Sam, ah, the house envy. I didn’t even go down that road in this post, but I have some of that, too (and we have a house!). Maybe it’s more of a little pity party than an envy party—the whole “we have three girls and only one bathroom, it’s not fair!” line. Anyway, it’s great that you’ve identified this longing that you have, and that you’re able to parse it and recognize that there’s a difference between what you really want and what you feel you *should* want or have.
Lorna, what a great opportunity to use the word “odious!” You mention how you brain is wired, and Kat mentioned her personality type—both remind me that we each struggle with our own issues in our own ways. I guess the most important thing is to know yourself and be honest with yourself, right?
Becky, I’m having a hard time imagining you as the evil queen of anything, but OK! :) This is fascinating to me: “I have so much to be thankful for and I don’t think I have self esteem issues, so I’m not sure why I struggle with this.” I can definitely say the same things about my life, even if jealousy isn’t something I regularly struggle with. But still—makes you wonder why it’s there at all. Maybe it is rooted in childhood, when our self esteem was more fragile and our wants so vivid?

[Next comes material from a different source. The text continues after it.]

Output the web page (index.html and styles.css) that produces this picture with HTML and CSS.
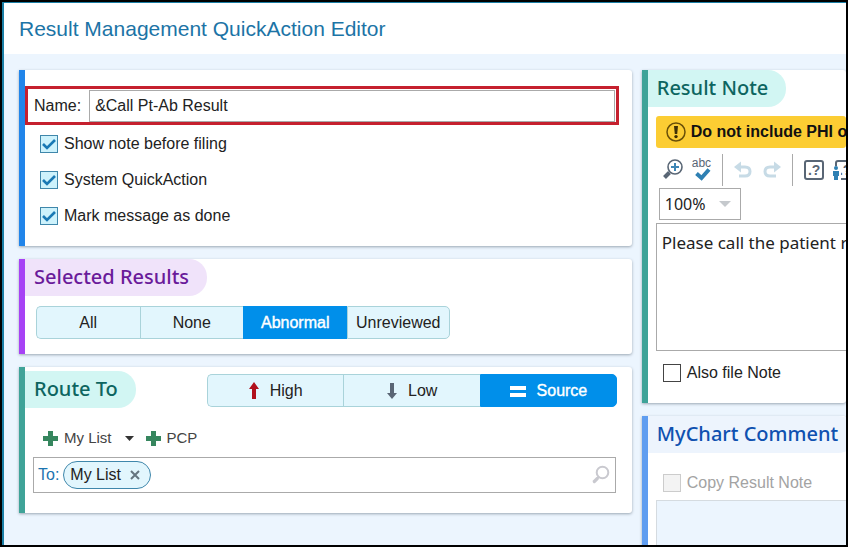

Daisy, you’re right—we tend to think of “envy” and “jealousy” as interchangeable, but they do have different cultural connotations. Thanks for making that point. (It’s funny, I didn’t even think about it at the time, but I used the word “envy” in my post title!)
Angela, the fact that your jealousy/envy shows you the things you treasure says a lot about you. I think it speaks to how in touch with yourself you are—I imagine so many people *think* they desire things that they really don’t want and wouldn’t make them happier. And yes—we can be gifts to one another, spurring us on to good things, as long as we keep looking forward, not back.